26–As I write this, there are only 26 days until Election Day. As you read this, there may be just a couple of days left before you vote, if you haven’t already voted via absentee ballot…

186—The number of Maine legislators—35 in the Senate, 151 in the House—all of them elected or re-elected every two years.

1,927—the number of bills submitted to the 128th Legislature

150—the number of candidates in state races endorsed by your MEA Board of Directors after a committee of MEA members reviewed responses to questions about education, members’ rights, retirement; studied voting records; and conducted interviews. Additionally, NEA endorsed three candidates recommended by MEA in federal races, again, after MEA members reviewed questionnaires and records and held interviews.
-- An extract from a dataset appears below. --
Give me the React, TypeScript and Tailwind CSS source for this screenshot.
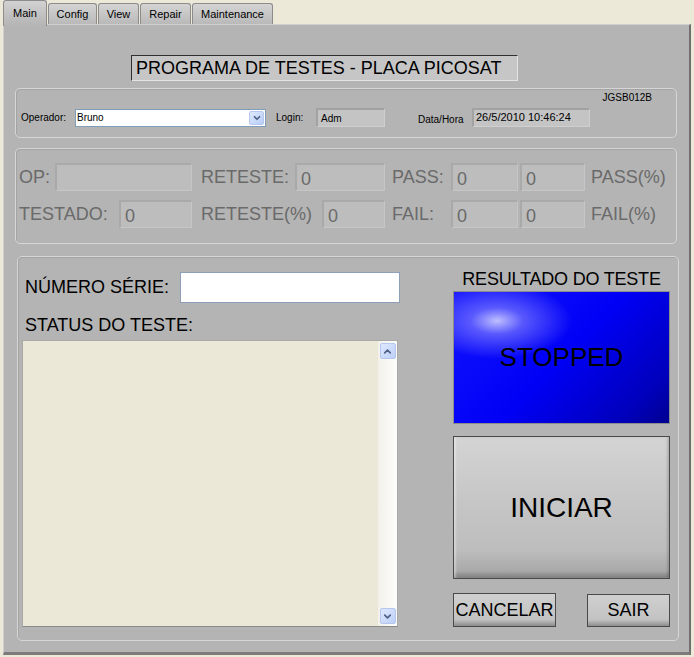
import { ChevronDown, ChevronUp } from 'lucide-react'

const tabs = [
  { label: 'Main', w: 'w-[44px]', active: true },
  { label: 'Config', w: 'w-[49px]', active: false },
  { label: 'View', w: 'w-[41px]', active: false },
  { label: 'Repair', w: 'w-[51px]', active: false },
  { label: 'Maintenance', w: 'w-[81px]', active: false },
]

function Field({ w, value }: { w: string; value?: string }) {
  return (
    <div
      className={`${w} h-[28px] bg-[#bdbdbd] border-t-2 border-l-2 border-[#a9a9a9] border-r border-b border-r-[#c6c6c6] border-b-[#c6c6c6] pl-[4px] pt-[2px] text-[18px] leading-[24px] text-[#6a6a6a]`}
    >
      {value}
    </div>
  )
}

function XpArrow({ up }: { up?: boolean }) {
  return (
    <div className="w-[16px] h-[16px] rounded-[2px] border border-[#b5c6ef] bg-[linear-gradient(135deg,#dfe8fd,#bcd0fa)] flex items-center justify-center">
      {up ? (
        <ChevronUp className="w-[11px] h-[11px] text-[#4d6185]" strokeWidth={3.5} />
      ) : (
        <ChevronDown className="w-[11px] h-[11px] text-[#4d6185]" strokeWidth={3.5} />
      )}
    </div>
  )
}

export default function App() {
  return (
    <div className="w-[694px] h-[657px] bg-[#ece9d8] font-['Liberation_Sans',Arial,sans-serif] text-black overflow-hidden">
      {/* tab strip */}
      <div className="flex items-end h-[24px] pl-[3px] gap-[1px]">
        {tabs.map((t) => (
          <div
            key={t.label}
            className={`${t.w} ${
              t.active
                ? 'h-[26px] -mb-[2px] relative z-10 pt-[4px] bg-[linear-gradient(to_bottom,#d2d2d2,#b4b4b4)]'
                : 'h-[21px] pt-[2px] bg-[linear-gradient(to_bottom,#d4d4d4,#b9b9b9)]'
            } border border-b-0 border-[#8c8c8c] rounded-t-[3px] text-[11px] flex items-start justify-center`}
          >
            {t.label}
          </div>
        ))}
      </div>

      {/* main panel */}
      <div className="ml-[3px] w-[688px] h-[631px] bg-[#b4b4b4] border-t border-l border-t-[#cfcfcf] border-l-[#d0d0d0] border-r-2 border-b-[3px] border-r-[#6f6f6f] border-b-[#7b7b7b] flex flex-col">
        <div className="mt-[30px] ml-[127px] w-[387px] h-[26px] bg-[#c6c6c6] border-t border-l border-t-[#303030] border-l-[#303030] border-r border-b border-r-[#e4e4e4] border-b-[#e4e4e4] text-[18px] leading-[24px] pl-[4px] whitespace-nowrap">
          PROGRAMA DE TESTES - PLACA PICOSAT
        </div>

        {/* operador box */}
        <div className="mt-[7px] ml-[11px] w-[662px] h-[50px] rounded-[5px] border border-[#d6d6d6] shadow-[inset_1px_1px_0_#a4a4a4] flex flex-col">
          <div className="h-[14px] mt-[2px] text-[10px] leading-[14px] text-right pr-[24px]">JGSB012B</div>
          <div className="flex items-center mt-[3px] text-[10px]">
            <span className="ml-[5px] w-[54px]">Operador:</span>
            <div className="w-[191px] h-[18px] bg-white border border-[#7f9db9] flex items-center justify-between pl-[1px]">
              <span className="text-[10px]">Bruno</span>
              <div className="w-[15px] h-[14px] mr-[1px] rounded-[2px] bg-[linear-gradient(135deg,#dfe8fd,#b8cdf8)] border border-[#b5c6ef] flex items-center justify-center">
                <ChevronDown className="w-[10px] h-[10px] text-[#4d6185]" strokeWidth={4} />
              </div>
            </div>
            <span className="ml-[10px] w-[40px]">Login:</span>
            <div className="w-[69px] h-[19px] bg-[#c4c4c4] border-t-2 border-l-2 border-[#a2a2a2] border-r border-b border-r-[#cfcfcf] border-b-[#cfcfcf] pl-[3px] pt-[2px] leading-[13px]">
              Adm
            </div>
            <span className="ml-[33px] w-[54px] mt-[4px]">Data/Hora</span>
            <div className="w-[118px] h-[19px] bg-[#c4c4c4] border-t-2 border-l-2 border-[#a2a2a2] border-r border-b border-r-[#cfcfcf] border-b-[#cfcfcf] pl-[2px] pt-[1px] leading-[13px] text-[11px]">
              26/5/2010 10:46:24
            </div>
          </div>
        </div>

        {/* counters box */}
        <div className="mt-[10px] ml-[11px] w-[662px] h-[96px] rounded-[5px] border border-[#d6d6d6] shadow-[inset_1px_1px_0_#a4a4a4] pt-[14px] flex flex-col gap-[9px] text-[18px] text-[#6a6a6a]">
          <div className="flex items-center pl-[3px]">
            <span className="w-[36px]">OP:</span>
            <Field w="w-[137px]" />
            <span className="ml-[9px] w-[94px]">RETESTE:</span>
            <Field w="w-[90px]" value="0" />
            <span className="ml-[7px] w-[59px]">PASS:</span>
            <Field w="w-[67px]" value="0" />
            <div className="ml-[2px]" />
            <Field w="w-[65px]" value="0" />
            <span className="ml-[6px]">PASS(%)</span>
          </div>
          <div className="flex items-center pl-[3px]">
            <span className="w-[100px]">TESTADO:</span>
            <Field w="w-[73px]" value="0" />
            <span className="ml-[9px] w-[121px]">RETESTE(%)</span>
            <Field w="w-[63px]" value="0" />
            <span className="ml-[7px] w-[59px]">FAIL:</span>
            <Field w="w-[67px]" value="0" />
            <div className="ml-[2px]" />
            <Field w="w-[65px]" value="0" />
            <span className="ml-[6px]">FAIL(%)</span>
          </div>
        </div>

        {/* test box */}
        <div className="mt-[12px] ml-[13px] w-[662px] h-[385px] rounded-[5px] border border-[#d6d6d6] shadow-[inset_1px_1px_0_#a4a4a4] flex text-[18px]">
          <div className="w-[382px] ml-[4px] flex flex-col">
            <div className="flex items-center mt-[15px] h-[31px]">
              <span className="ml-[3px] w-[155px]">NÚMERO SÉRIE:</span>
              <div className="w-[220px] h-[31px] bg-white border border-[#8ea0b8]" />
            </div>
            <div className="h-[37px] pl-[3px] pt-[11px] leading-[22px]">STATUS DO TESTE:</div>
            <div className="w-[376px] h-[287px] bg-[#ebe8d8] border border-[#a8a8a8] border-b-[#8a8a8a] flex justify-end">
              <div className="w-[19px] h-full bg-[linear-gradient(to_right,#f2f1ea,#fdfdfb)] flex flex-col justify-between items-center py-[2px]">
                <XpArrow up />
                <XpArrow />
              </div>
            </div>
          </div>

          <div className="ml-[49px] w-[217px] flex flex-col">
            <div className="mt-[11px] h-[23px] leading-[22px] text-center whitespace-nowrap tracking-[-0.2px]">RESULTADO DO TESTE</div>
            <div className="h-[133px] bg-[radial-gradient(ellipse_75px_38px_at_20%_22%,rgba(200,200,255,0.95)_0%,rgba(140,140,255,0.6)_35%,rgba(40,40,255,0)_100%),linear-gradient(135deg,#1414ff_0%,#0000f6_50%,#0000bc_85%,#000090_100%)] border border-[#8c8c8c] flex items-center justify-center text-[26px]">
              STOPPED
            </div>
            <div className="mt-[12px] h-[143px] border border-[#4a4a4a] bg-[linear-gradient(to_bottom,#d4d4d4_0%,#c6c6c6_45%,#bdbdbd_80%,#a9a9a9_95%,#7e7e7e_100%)] shadow-[inset_2px_0_2px_rgba(255,255,255,0.35),inset_-2px_0_2px_rgba(0,0,0,0.15)] flex items-center justify-center text-[28px]">
              INICIAR
            </div>
            <div className="mt-[14px] flex justify-between items-start">
              <div className="w-[103px] h-[34px] border border-[#4a4a4a] bg-[linear-gradient(to_bottom,#d0d0d0,#c2c2c2_80%,#8c8c8c)] flex items-center justify-center">
                CANCELAR
              </div>
              <div className="mt-[1px] w-[83px] h-[33px] border border-[#4a4a4a] bg-[linear-gradient(to_bottom,#d0d0d0,#c2c2c2_80%,#8c8c8c)] flex items-center justify-center">
                SAIR
              </div>
            </div>
          </div>
        </div>
      </div>
    </div>
  )
}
The endorsements help show where candidates stand on issues that impact our students and our colleagues.

These are turbulent times. But just like when I experienced turbulence on the flight to D.C., we have to hold on, keep our seat belts fastened, and reach our destination—a great public school for every student in Maine. It may be a bumpy ride, but we can—we must!–get there.

As your President, it is my job to do my best to represent all of you and to work hard on behalf of our students and members. It is a privilege to do so, and it is a responsibility I take seriously.

Whatever the outcome on November 6th, we will all need to keep working at promoting what we know is best for our students, for educators, and for public education. We must hold our elected officials—whoever is elected—accountable. Our students rely on us to stand up for them. Let’s exercise our power at the polls to ensure good policies are in place for each one of them!

As the Countdown continues, remember that Your Vote Counts! The number 1 can make a difference!